In the case of negative correlation, As the value of one variable increases, the value of other variable tends to decrease.
For Example: If increase in price leads to decrease in product demand then we get a case of negative correlation.
The Pearson’s correlation coefficient numerically measures the strength of a linear relationship between two variables.
It can take values between -1 and +1 . The sign indicates the nature of the bivariate relationship which can be positive or negative.
The value of r can be zero if two variables are totally uncorrelated. The correlation coefficient is not affected by change of Origin and Scale.
Therefore, we need not worry about variables measured on entirely different units.
For Example, you could correlate a person’s age with their blood sugar levels. Here, the units are completely different.
Simple linear regression is a mathematical model describing relationship between a dependent variable Y and an independent variable X.
In a model, unknown parameters are a and b where a is Intercept (The value at which the fitted line crosses the y-axis i.e. X=0)
And b is Slope of the Line. The error term e is a random variable and can be thought of as unexplained part of the model.
The unknown parameters a and b are estimated using sample data on Y and X.
A Scatter plot is used to visualize the bivariate relationship whereas the correlation coefficient gives the numerical measure of the strength of
bivariate relationship. Simple Regression is very useful in predicting the value of one variable given the value of another in a bivariate scenario.
Let us revisit the case study. A company conducts different written tests before recruiting employees. The company wishes to see if the scores of these tests have any relation with post-recruitment performance of those employees.
Here objective is to study the correlation between Aptitude and Job Proficiency.
Here’s is snapshot of the data. The last column is a dependent variable and the scores of various tests conducted prior to recruitment are recorded under Aptitude,testofen (test of English) ,tech and gk.
We will start by visualising the bivariate relationship. For creating a scatterplot, we will use the pyplot module from matplotlib library. The data will be a pandas dataframe.
pd.read_csv is used to import csv file and store as job.
plt.scatter() creates scatterplot. It takes two numeric variables as the two main argument. You can also specify colour of the scatter points by adding color= argument.

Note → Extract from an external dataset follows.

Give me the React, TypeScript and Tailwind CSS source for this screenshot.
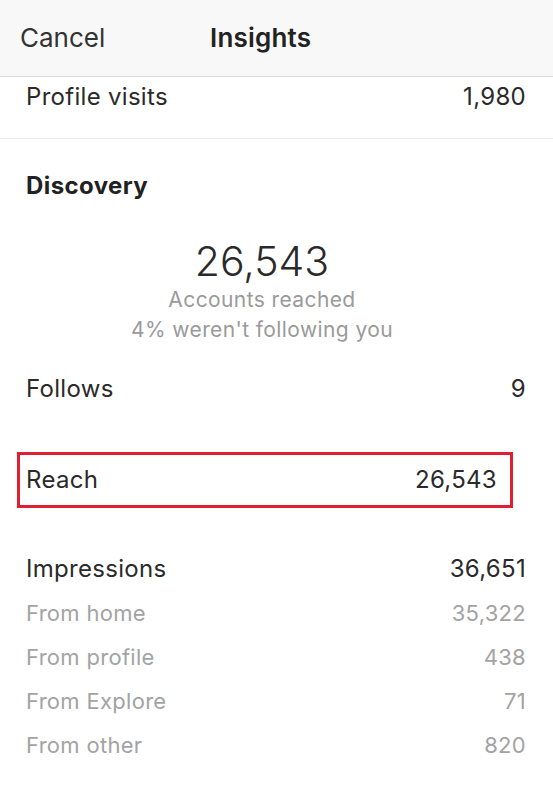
export default function App() {
  const subRows = [
    { label: "From home", value: "35,322" },
    { label: "From profile", value: "438" },
    { label: "From Explore", value: "71" },
    { label: "From other", value: "820" },
  ];

  return (
    <div
      className="w-[553px] h-[800px] bg-white text-[#2a2a2a] overflow-hidden"
      style={{ fontFamily: "Inter, 'Liberation Sans', sans-serif" }}
    >
      {/* header */}
      <div className="h-[77px] flex items-center px-5 bg-[#f8f8f8] border-b border-[#dadada]">
        <span className="text-[26px] leading-none text-[#333] w-[190px]">Cancel</span>
        <span className="text-[26px] leading-none font-semibold text-[#222] tracking-[0.2px]">Insights</span>
      </div>

      {/* profile visits */}
      <div className="h-[62px] pt-[6px] border-b border-[#ececec]">
        <div className="flex justify-between pl-[26px] pr-[27px] text-[24px] leading-[28px] tracking-[0.3px]">
          <span>Profile visits</span>
          <span>1,980</span>
        </div>
      </div>

      {/* discovery */}
      <div className="pt-[33px]">
        <h2 className="pl-[26px] text-[24px] leading-[28px] font-bold text-[#222] tracking-[0.4px]">Discovery</h2>

        <div className="mt-[37px] pr-[29px] flex flex-col items-center">
          <span className="text-[41px] leading-[48px] font-light">26,543</span>
          <span className="text-[21px] leading-[30px] text-[#9a9a9a] tracking-[0.4px]">Accounts reached</span>
          <span className="text-[21px] leading-[30px] text-[#9a9a9a] tracking-[0.4px]">4% weren't following you</span>
        </div>

        <div className="mt-[30px] flex justify-between pl-[26px] pr-[27px] text-[24px] leading-[28px] tracking-[0.3px]">
          <span>Follows</span>
          <span>9</span>
        </div>

        <div className="mt-[49px] ml-[17px] w-[496px] h-[56px] border-[3px] border-[#e0202e] flex items-center justify-between pl-[6px] pr-[13px] text-[24px] tracking-[0.3px]">
          <span>Reach</span>
          <span>26,543</span>
        </div>

        <div className="mt-[47px] flex justify-between pl-[26px] pr-[27px] text-[24px] leading-[28px] tracking-[0.3px]">
          <span>Impressions</span>
          <span>36,651</span>
        </div>

        <div className="mt-[8px]">
          {subRows.map((r) => (
            <div
              key={r.label}
              className="h-[44px] flex items-center justify-between pl-[26px] pr-[27px] text-[22px] text-[#a3a3a3] tracking-[0.3px]"
            >
              <span>{r.label}</span>
              <span>{r.value}</span>
            </div>
          ))}
        </div>
      </div>
    </div>
  );
}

plt.xlabel and ylabel give lables to x and y axis respectively.
The slight upward direction of the scatterplot suggests that aptitude score and job proficiency have a positive relationship.
# Importing Data and necessary libraries
import pandas as pd import matplotlib.pyplot as plt job= pd.read_csv("Job_Proficiency.csv")

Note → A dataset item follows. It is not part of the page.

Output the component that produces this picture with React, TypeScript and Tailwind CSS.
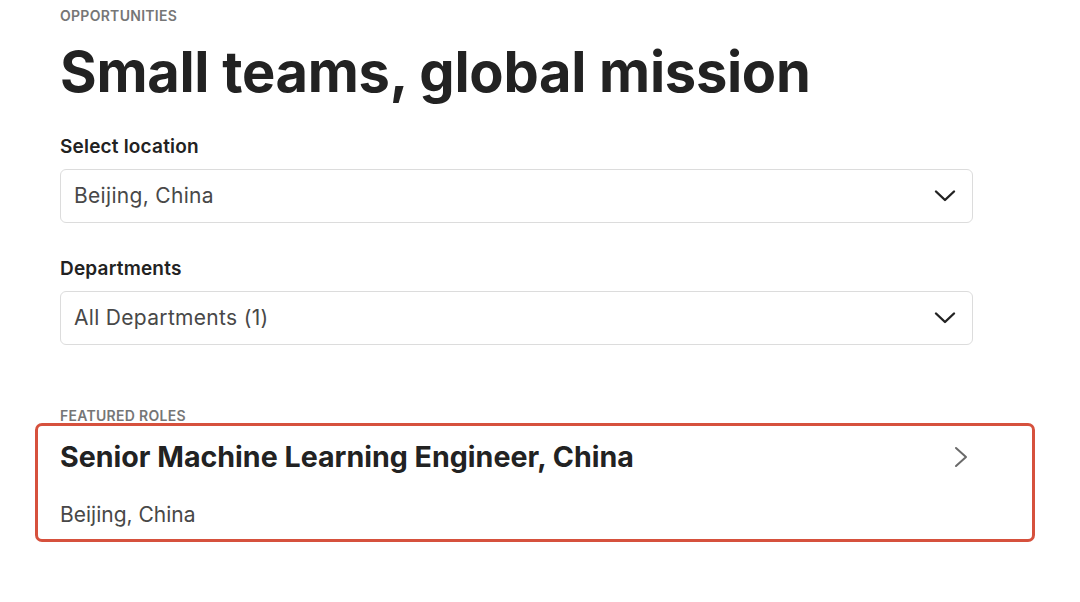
import React from 'react';

function Chevron() {
  return (
    <svg width="22" height="14" viewBox="0 0 22 14" fill="none" className="shrink-0">
      <path d="M2 2.5 L11 11 L20 2.5" stroke="#222222" strokeWidth="2.4" strokeLinecap="round" strokeLinejoin="round" />
    </svg>
  );
}

function SelectField({ label, value }: { label: string; value: string }) {
  return (
    <div>
      <div className="text-[19px] font-semibold text-[#222222] leading-[24px] tracking-[0.01em]">{label}</div>
      <div className="mt-[10px] w-[913px] h-[54px] border border-[#dcdcdc] rounded-[6px] flex items-center justify-between pl-[13px] pr-[16px]">
        <span className="text-[21px] text-[#484848] tracking-[0.015em]">{value}</span>
        <Chevron />
      </div>
    </div>
  );
}

export default function App() {
  return (
    <div className="w-[1080px] h-[602px] bg-white overflow-hidden font-['Inter',sans-serif]">
      <div className="pl-[60px] pt-[8px]">
        <div className="text-[14px] font-semibold tracking-[0.02em] text-[#767676] leading-[16px]">OPPORTUNITIES</div>
        <h1 className="mt-[14px] text-[56px] font-bold text-[#222222] leading-[68px] tracking-[-0.005em]">
          Small teams, global mission
        </h1>

        <div className="mt-[29px] space-y-[34px]">
          <SelectField label="Select location" value="Beijing, China" />
          <SelectField label="Departments" value="All Departments (1)" />
        </div>

        <div className="mt-[63px] text-[14px] font-semibold text-[#767676] leading-[16px] tracking-[0.02em]">FEATURED ROLES</div>
      </div>

      <div className="relative -mt-[1px] mx-[35px] w-[1000px]">
        <div className="absolute inset-0 border-[3px] border-[#d6513d] rounded-[7px] pointer-events-none" />
        <div className="pl-[25px] pr-[67px] pt-[16px] pb-[14px]">
          <div className="flex items-center justify-between">
            <span className="text-[28.6px] font-bold text-[#222222] leading-[36px]">
              Senior Machine Learning Engineer, China
            </span>
            <svg width="14" height="22" viewBox="0 0 14 22" fill="none">
              <path d="M2 2 L12 11 L2 20" stroke="#6a6a6a" strokeWidth="2" strokeLinecap="round" strokeLinejoin="round" />
            </svg>
          </div>
          <div className="mt-[27px] text-[21px] text-[#484848] leading-[26px]">Beijing, China</div>
        </div>
      </div>
    </div>
  );
}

plt.scatter(job.aptitude,job.job_prof, color='red'); plt.xlabel('Aptitude'); plt.ylabel('Job Prof')
Let us now quantify the degree of this bivariate relationship.
numpy has function corrcoef **NOTE: To be read by the narrator as CORR-COEF**.

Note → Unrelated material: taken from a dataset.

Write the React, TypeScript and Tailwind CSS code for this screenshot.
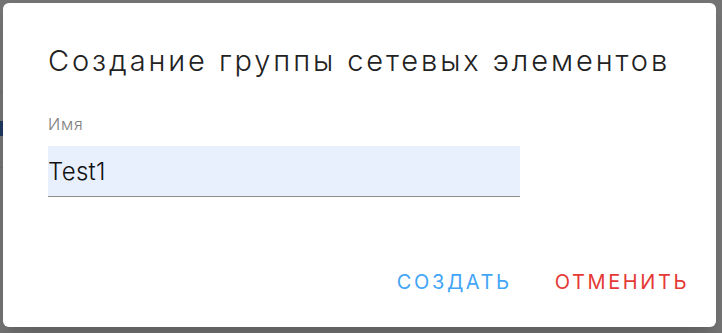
export default function App() {
  return (
    <div
      className="relative h-[333px] w-[722px] overflow-hidden bg-[#737373]"
      style={{ fontFamily: "Inter, 'Noto Sans', sans-serif" }}
    >
      {/* backdrop hints of the page below */}
      <div className="absolute left-0 top-[92px] h-px w-[3px] bg-[#666]" />
      <div className="absolute left-0 top-[121px] h-[15px] w-[3px] bg-[#1c3559]" />
      <div className="absolute left-0 top-[167px] h-px w-[3px] bg-[#666]" />

      <div className="p-[3px] pr-[6px] pb-[6px]">
        <div className="flex h-[324px] flex-col rounded-[6px] bg-white shadow-xl">
          <h2 className="px-[45px] pt-[40px] text-[29px] font-light leading-[36px] tracking-[2.9px] text-[#222]">
            Создание группы сетевых элементов
          </h2>

          <label className="mt-[35px] flex flex-col px-[45px]">
            <span className="text-[16px] font-light leading-[20px] tracking-[0.8px] text-[#7d7d7d]">Имя</span>
            <input
              defaultValue="Test1"
              className="mt-[12px] h-[51px] w-[472px] border-b border-[#8c8c8c] bg-[#e8f0fe] text-[24px] font-light tracking-[0.3px] text-[#111] outline-none"
            />
          </label>

          <div className="mt-auto flex justify-end gap-[43px] pb-[33px] pr-[27px]">
            <button className="text-[20px] font-normal uppercase leading-[24px] tracking-[2.6px] text-[#42a5f5]">Создать</button>
            <button className="text-[20px] font-normal uppercase leading-[24px] tracking-[2.6px] text-[#e53935]">Отменить</button>
          </div>
        </div>
      </div>
    </div>
  );
}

It calculates Pearson’s correlation coefficient. Two numeric variables area passed as the two arguments of this function.
For aptitude and job proficiency, the correlation coefficient is 0.51 which suggests that there is a moderately positive correlation.
import numpy as np np.corrcoef(job.aptitude,job.job_prof)
The statsmodels library has several robust modules for advanced statistical modeling. In order to perform simple linear modeling we’ll import statsmodels.formula.api as smf.
OLS stands for ordinary least squares, the method by which simple linear regression parameters are estimated. smf.ols() creates an OLS regression model from a formula and dataframe.
The formula has a dependent variable on the left side and an independent variable on the right side, separated by tilde. Argument data= is used to specify the dataframe object.
.fit() fits the model.
.summary() gives the model summary.
# Simple Linear Regression
import statsmodels.formula.api as smf model1= smf.ols("job_prof ~ aptitude", data = job).fit() model1.summary()
We can infer that job proficiency changes by 0.4992 units with a one unit change in aptitude.
Intercept is the value of the dependent variable when the value of the independent variable is zero.
Let us consider one more case study.
The data consists of 100 retailers in platinum segment of an FMCG company. The objective is to describe bivariate relationships in the data.
Each row of the data is information about one retailer with unique Retailer ID.
Zone, Retailer Age and NPS category are categorical variables whereas performance index and growth are numeric continuous variables.
NPS stands for net promoter score and indicates loyalty with the company.
Categorical variables can be summarised using Frequency Tables.
We import the dataset as a pandas dataframe and store it in object called retail_data.
pd.crosstab() gives frequency of counts of the two variables to be studied. First argument of the function is the first variable provided as index whereas the second variable is given as columns.In this data, for instance, South region has the maximum number of promoters as well as detractors. The East and North zones have more Passive retailers than the other two.
retail_data = pd.read_csv('Retail_Data.csv')
# Frequency Tables
Freq = pd.crosstab(index=retail_data["Zone"], columns=retail_data["NPS_Category"]) Freq
Adding an argument normalize=True to pd.crosstab method yields proportional values instead of absolute frequencies.
If normalize= is set as ‘index’, then we can get row-wise distribution.
Similarly, to get column-wise distribution normalize should be set as ‘columns’.
# Percentage Frequency Tables
Freq = pd.crosstab(index=retail_data["Zone"], columns=retail_data["NPS_Category"], normalize=True) Freq
Freq = pd.crosstab(index=retail_data["Zone"], columns=retail_data["NPS_Category"], normalize='index') Freq
It is also possible to summarise more than two categorical variables.
pd.crosstab() can give frequency counts of three variables in a single table.
margins= False ensures row / column subtotals are not printed.
# Three Way Frequency Table
table1 = pd.crosstab([retail_data.Zone, retail_data.NPS_Category], retail_data.Retailer_Age, margins = False) table1
We revised concepts of scatter plot, correlation coefficient and simple regression.
Then we focused on python coding for bivariate data analysis.
Finally, we also looked at summarizing 2 and 3 categorical variables.